YOUR INSTRUCTIONS:
All lines below must be repeated exactly, with the pictures omitted.

[START OF SUPPLIED INFORMATION]

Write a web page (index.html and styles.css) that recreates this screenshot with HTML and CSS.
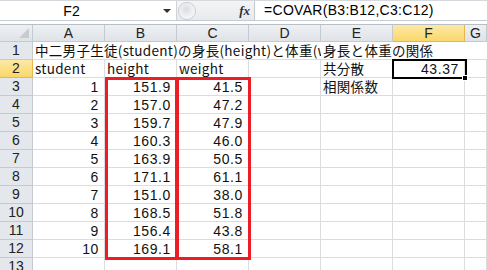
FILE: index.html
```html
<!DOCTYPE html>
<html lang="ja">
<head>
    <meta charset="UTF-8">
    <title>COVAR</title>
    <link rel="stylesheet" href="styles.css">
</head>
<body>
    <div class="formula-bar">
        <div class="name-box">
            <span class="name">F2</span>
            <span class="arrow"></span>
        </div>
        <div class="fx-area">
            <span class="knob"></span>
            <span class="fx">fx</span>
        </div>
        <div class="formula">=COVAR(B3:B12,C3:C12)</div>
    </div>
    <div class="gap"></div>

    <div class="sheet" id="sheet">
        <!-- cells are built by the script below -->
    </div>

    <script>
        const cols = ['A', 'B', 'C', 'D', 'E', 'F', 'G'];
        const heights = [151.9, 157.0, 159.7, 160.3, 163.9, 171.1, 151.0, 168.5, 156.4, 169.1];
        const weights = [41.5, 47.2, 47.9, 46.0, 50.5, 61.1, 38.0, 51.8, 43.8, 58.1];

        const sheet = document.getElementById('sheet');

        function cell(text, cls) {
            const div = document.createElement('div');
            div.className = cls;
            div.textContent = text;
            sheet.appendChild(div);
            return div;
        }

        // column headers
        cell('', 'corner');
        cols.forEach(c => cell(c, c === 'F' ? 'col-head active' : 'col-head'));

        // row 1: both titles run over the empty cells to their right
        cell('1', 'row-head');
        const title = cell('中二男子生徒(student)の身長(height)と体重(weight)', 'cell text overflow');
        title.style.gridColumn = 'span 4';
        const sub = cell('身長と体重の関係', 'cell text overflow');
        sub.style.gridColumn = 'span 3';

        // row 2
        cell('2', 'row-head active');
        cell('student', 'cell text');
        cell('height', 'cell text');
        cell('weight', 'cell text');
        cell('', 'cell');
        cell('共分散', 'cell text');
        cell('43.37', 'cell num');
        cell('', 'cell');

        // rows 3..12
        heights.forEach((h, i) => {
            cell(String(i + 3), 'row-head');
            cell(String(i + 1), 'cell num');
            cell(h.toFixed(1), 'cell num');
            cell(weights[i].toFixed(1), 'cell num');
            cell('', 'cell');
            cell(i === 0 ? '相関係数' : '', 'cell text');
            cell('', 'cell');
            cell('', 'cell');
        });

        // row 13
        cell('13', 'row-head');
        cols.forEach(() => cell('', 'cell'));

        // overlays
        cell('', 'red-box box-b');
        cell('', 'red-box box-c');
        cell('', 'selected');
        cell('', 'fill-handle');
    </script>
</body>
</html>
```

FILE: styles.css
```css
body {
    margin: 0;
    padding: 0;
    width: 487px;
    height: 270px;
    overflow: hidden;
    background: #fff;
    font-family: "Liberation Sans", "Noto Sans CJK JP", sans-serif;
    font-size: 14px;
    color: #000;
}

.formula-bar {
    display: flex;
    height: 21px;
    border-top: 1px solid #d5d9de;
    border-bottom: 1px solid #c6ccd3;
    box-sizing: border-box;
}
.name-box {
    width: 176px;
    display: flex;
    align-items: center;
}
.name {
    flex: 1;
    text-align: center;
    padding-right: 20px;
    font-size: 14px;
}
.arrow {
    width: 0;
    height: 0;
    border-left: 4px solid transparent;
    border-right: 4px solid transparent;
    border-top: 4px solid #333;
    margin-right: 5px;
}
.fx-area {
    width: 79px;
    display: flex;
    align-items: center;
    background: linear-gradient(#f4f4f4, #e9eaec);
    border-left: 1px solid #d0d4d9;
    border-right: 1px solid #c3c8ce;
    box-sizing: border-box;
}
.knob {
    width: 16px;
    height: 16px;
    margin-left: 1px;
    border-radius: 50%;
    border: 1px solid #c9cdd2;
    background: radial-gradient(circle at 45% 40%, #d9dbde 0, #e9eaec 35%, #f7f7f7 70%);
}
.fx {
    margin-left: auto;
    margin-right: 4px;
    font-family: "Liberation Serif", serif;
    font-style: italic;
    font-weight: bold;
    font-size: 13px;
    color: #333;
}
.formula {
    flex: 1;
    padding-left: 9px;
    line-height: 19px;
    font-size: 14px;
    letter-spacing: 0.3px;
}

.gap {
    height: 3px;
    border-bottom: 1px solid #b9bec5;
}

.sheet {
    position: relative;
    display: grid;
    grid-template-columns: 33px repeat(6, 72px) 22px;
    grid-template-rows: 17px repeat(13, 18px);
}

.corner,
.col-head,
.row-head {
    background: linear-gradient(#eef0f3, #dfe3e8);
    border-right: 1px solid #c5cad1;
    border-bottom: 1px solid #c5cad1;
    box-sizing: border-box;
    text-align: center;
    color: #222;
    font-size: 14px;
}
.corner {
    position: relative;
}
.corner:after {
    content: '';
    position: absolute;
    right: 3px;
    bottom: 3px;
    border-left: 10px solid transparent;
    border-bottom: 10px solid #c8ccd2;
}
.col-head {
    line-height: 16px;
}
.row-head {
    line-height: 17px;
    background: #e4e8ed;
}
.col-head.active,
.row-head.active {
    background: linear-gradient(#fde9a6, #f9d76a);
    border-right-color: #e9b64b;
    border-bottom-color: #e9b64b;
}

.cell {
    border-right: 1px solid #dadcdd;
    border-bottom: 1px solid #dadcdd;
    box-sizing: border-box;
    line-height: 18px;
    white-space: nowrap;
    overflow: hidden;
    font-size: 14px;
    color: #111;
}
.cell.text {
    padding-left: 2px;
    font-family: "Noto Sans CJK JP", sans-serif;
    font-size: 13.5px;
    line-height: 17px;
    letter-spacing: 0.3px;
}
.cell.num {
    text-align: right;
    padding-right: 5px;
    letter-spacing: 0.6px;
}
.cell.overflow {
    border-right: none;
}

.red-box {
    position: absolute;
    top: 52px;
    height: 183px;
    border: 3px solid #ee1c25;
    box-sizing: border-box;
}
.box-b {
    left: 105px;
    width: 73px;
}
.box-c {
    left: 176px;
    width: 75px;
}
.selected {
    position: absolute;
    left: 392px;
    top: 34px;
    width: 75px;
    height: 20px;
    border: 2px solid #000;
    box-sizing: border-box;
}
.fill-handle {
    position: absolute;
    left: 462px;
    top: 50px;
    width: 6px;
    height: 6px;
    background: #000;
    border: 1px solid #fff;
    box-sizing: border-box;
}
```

[END OF SUPPLIED INFORMATION]

ANSWER TO THE PROBLEM:
Write a web page (index.html and styles.css) that recreates this screenshot with HTML and CSS.
FILE: index.html
```html
<!DOCTYPE html>
<html lang="ja">
<head>
    <meta charset="UTF-8">
    <title>COVAR</title>
    <link rel="stylesheet" href="styles.css">
</head>
<body>
    <div class="formula-bar">
        <div class="name-box">
            <span class="name">F2</span>
            <span class="arrow"></span>
        </div>
        <div class="fx-area">
            <span class="knob"></span>
            <span class="fx">fx</span>
        </div>
        <div class="formula">=COVAR(B3:B12,C3:C12)</div>
    </div>
    <div class="gap"></div>

    <div class="sheet" id="sheet">
        <!-- cells are built by the script below -->
    </div>

    <script>
        const cols = ['A', 'B', 'C', 'D', 'E', 'F', 'G'];
        const heights = [151.9, 157.0, 159.7, 160.3, 163.9, 171.1, 151.0, 168.5, 156.4, 169.1];
        const weights = [41.5, 47.2, 47.9, 46.0, 50.5, 61.1, 38.0, 51.8, 43.8, 58.1];

        const sheet = document.getElementById('sheet');

        function cell(text, cls) {
            const div = document.createElement('div');
            div.className = cls;
            div.textContent = text;
            sheet.appendChild(div);
            return div;
        }

        // column headers
        cell('', 'corner');
        cols.forEach(c => cell(c, c === 'F' ? 'col-head active' : 'col-head'));

        // row 1: both titles run over the empty cells to their right
        cell('1', 'row-head');
        const title = cell('中二男子生徒(student)の身長(height)と体重(weight)', 'cell text overflow');
        title.style.gridColumn = 'span 4';
        const sub = cell('身長と体重の関係', 'cell text overflow');
        sub.style.gridColumn = 'span 3';

        // row 2
        cell('2', 'row-head active');
        cell('student', 'cell text');
        cell('height', 'cell text');
        cell('weight', 'cell text');
        cell('', 'cell');
        cell('共分散', 'cell text');
        cell('43.37', 'cell num');
        cell('', 'cell');

        // rows 3..12
        heights.forEach((h, i) => {
            cell(String(i + 3), 'row-head');
            cell(String(i + 1), 'cell num');
            cell(h.toFixed(1), 'cell num');
            cell(weights[i].toFixed(1), 'cell num');
            cell('', 'cell');
            cell(i === 0 ? '相関係数' : '', 'cell text');
            cell('', 'cell');
            cell('', 'cell');
        });

        // row 13
        cell('13', 'row-head');
        cols.forEach(() => cell('', 'cell'));

        // overlays
        cell('', 'red-box box-b');
        cell('', 'red-box box-c');
        cell('', 'selected');
        cell('', 'fill-handle');
    </script>
</body>
</html>
```

FILE: styles.css
```css
body {
    margin: 0;
    padding: 0;
    width: 487px;
    height: 270px;
    overflow: hidden;
    background: #fff;
    font-family: "Liberation Sans", "Noto Sans CJK JP", sans-serif;
    font-size: 14px;
    color: #000;
}

.formula-bar {
    display: flex;
    height: 21px;
    border-top: 1px solid #d5d9de;
    border-bottom: 1px solid #c6ccd3;
    box-sizing: border-box;
}
.name-box {
    width: 176px;
    display: flex;
    align-items: center;
}
.name {
    flex: 1;
    text-align: center;
    padding-right: 20px;
    font-size: 14px;
}
.arrow {
    width: 0;
    height: 0;
    border-left: 4px solid transparent;
    border-right: 4px solid transparent;
    border-top: 4px solid #333;
    margin-right: 5px;
}
.fx-area {
    width: 79px;
    display: flex;
    align-items: center;
    background: linear-gradient(#f4f4f4, #e9eaec);
    border-left: 1px solid #d0d4d9;
    border-right: 1px solid #c3c8ce;
    box-sizing: border-box;
}
.knob {
    width: 16px;
    height: 16px;
    margin-left: 1px;
    border-radius: 50%;
    border: 1px solid #c9cdd2;
    background: radial-gradient(circle at 45% 40%, #d9dbde 0, #e9eaec 35%, #f7f7f7 70%);
}
.fx {
    margin-left: auto;
    margin-right: 4px;
    font-family: "Liberation Serif", serif;
    font-style: italic;
    font-weight: bold;
    font-size: 13px;
    color: #333;
}
.formula {
    flex: 1;
    padding-left: 9px;
    line-height: 19px;
    font-size: 14px;
    letter-spacing: 0.3px;
}

.gap {
    height: 3px;
    border-bottom: 1px solid #b9bec5;
}

.sheet {
    position: relative;
    display: grid;
    grid-template-columns: 33px repeat(6, 72px) 22px;
    grid-template-rows: 17px repeat(13, 18px);
}

.corner,
.col-head,
.row-head {
    background: linear-gradient(#eef0f3, #dfe3e8);
    border-right: 1px solid #c5cad1;
    border-bottom: 1px solid #c5cad1;
    box-sizing: border-box;
    text-align: center;
    color: #222;
    font-size: 14px;
}
.corner {
    position: relative;
}
.corner:after {
    content: '';
    position: absolute;
    right: 3px;
    bottom: 3px;
    border-left: 10px solid transparent;
    border-bottom: 10px solid #c8ccd2;
}
.col-head {
    line-height: 16px;
}
.row-head {
    line-height: 17px;
    background: #e4e8ed;
}
.col-head.active,
.row-head.active {
    background: linear-gradient(#fde9a6, #f9d76a);
    border-right-color: #e9b64b;
    border-bottom-color: #e9b64b;
}

.cell {
    border-right: 1px solid #dadcdd;
    border-bottom: 1px solid #dadcdd;
    box-sizing: border-box;
    line-height: 18px;
    white-space: nowrap;
    overflow: hidden;
    font-size: 14px;
    color: #111;
}
.cell.text {
    padding-left: 2px;
    font-family: "Noto Sans CJK JP", sans-serif;
    font-size: 13.5px;
    line-height: 17px;
    letter-spacing: 0.3px;
}
.cell.num {
    text-align: right;
    padding-right: 5px;
    letter-spacing: 0.6px;
}
.cell.overflow {
    border-right: none;
}

.red-box {
    position: absolute;
    top: 52px;
    height: 183px;
    border: 3px solid #ee1c25;
    box-sizing: border-box;
}
.box-b {
    left: 105px;
    width: 73px;
}
.box-c {
    left: 176px;
    width: 75px;
}
.selected {
    position: absolute;
    left: 392px;
    top: 34px;
    width: 75px;
    height: 20px;
    border: 2px solid #000;
    box-sizing: border-box;
}
.fill-handle {
    position: absolute;
    left: 462px;
    top: 50px;
    width: 6px;
    height: 6px;
    background: #000;
    border: 1px solid #fff;
    box-sizing: border-box;
}
```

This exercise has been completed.